Let's say that we have a metric space $(M,d)$. Let's denote two subsets of $M$; $A$ and $B$ where $A \cap B=\emptyset$.
Essentially we divide our metric space into two non intersecting chunks. Now let's say that we have a function $f:M \rightarrow M$. The function $f$ has two fixed points that we will denote $a^\star$ and $b^\star$. Given any point in $A$ a repeated application of $f$ on the respective point would converge to $a^\star$. And the same thing with subset and point from $B$.
Another way to state this is that $f$ has a Lipschitz constant of less than 1 (contraction map), for any two points in A, and for any two points in B.
$$\forall a_1,a_2 \in A,d(f(a_1),f(a_2))\leq Ld(a_1,a_2) : L <1$$ $$\forall b_1,b_2 \in B,d(f(b_1),f(b_2))\leq Ld(b_1,b_2) : L <1$$
For this type of function to exist does $f$ have to be expansive ($L$ > 1) for any a point in $A$ and a point in $B$?

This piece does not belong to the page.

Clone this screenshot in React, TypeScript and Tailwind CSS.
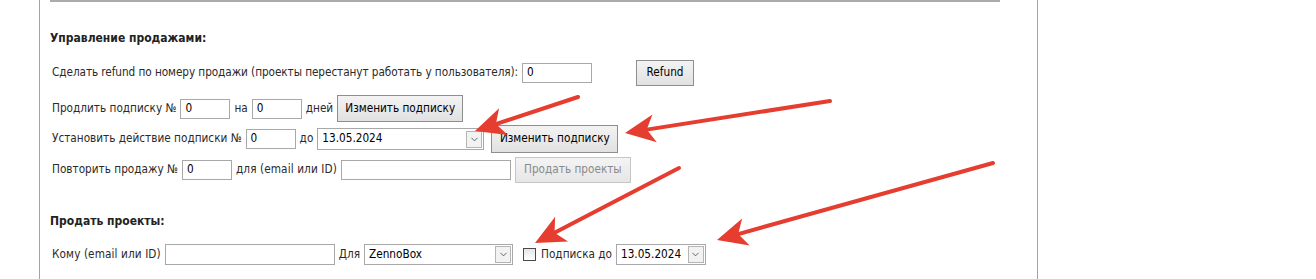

Can we state any other properties about $f$?
An example that might be helpful: $A = [-2,-1]$, $B = [1,2]$, with the usual metric of $\mathbb R$.
$$ f(x) = \cases{ \frac{1+x}{2} & $x \ge 1$\cr \frac{-1+x}{2} & $x \le -1$\cr} $$
Note that $d(f(x),f(y)) \le d(x,y)$ for all $x, y$. Of course equality holds in the case $x = a^* = -1, y=b^*=1$.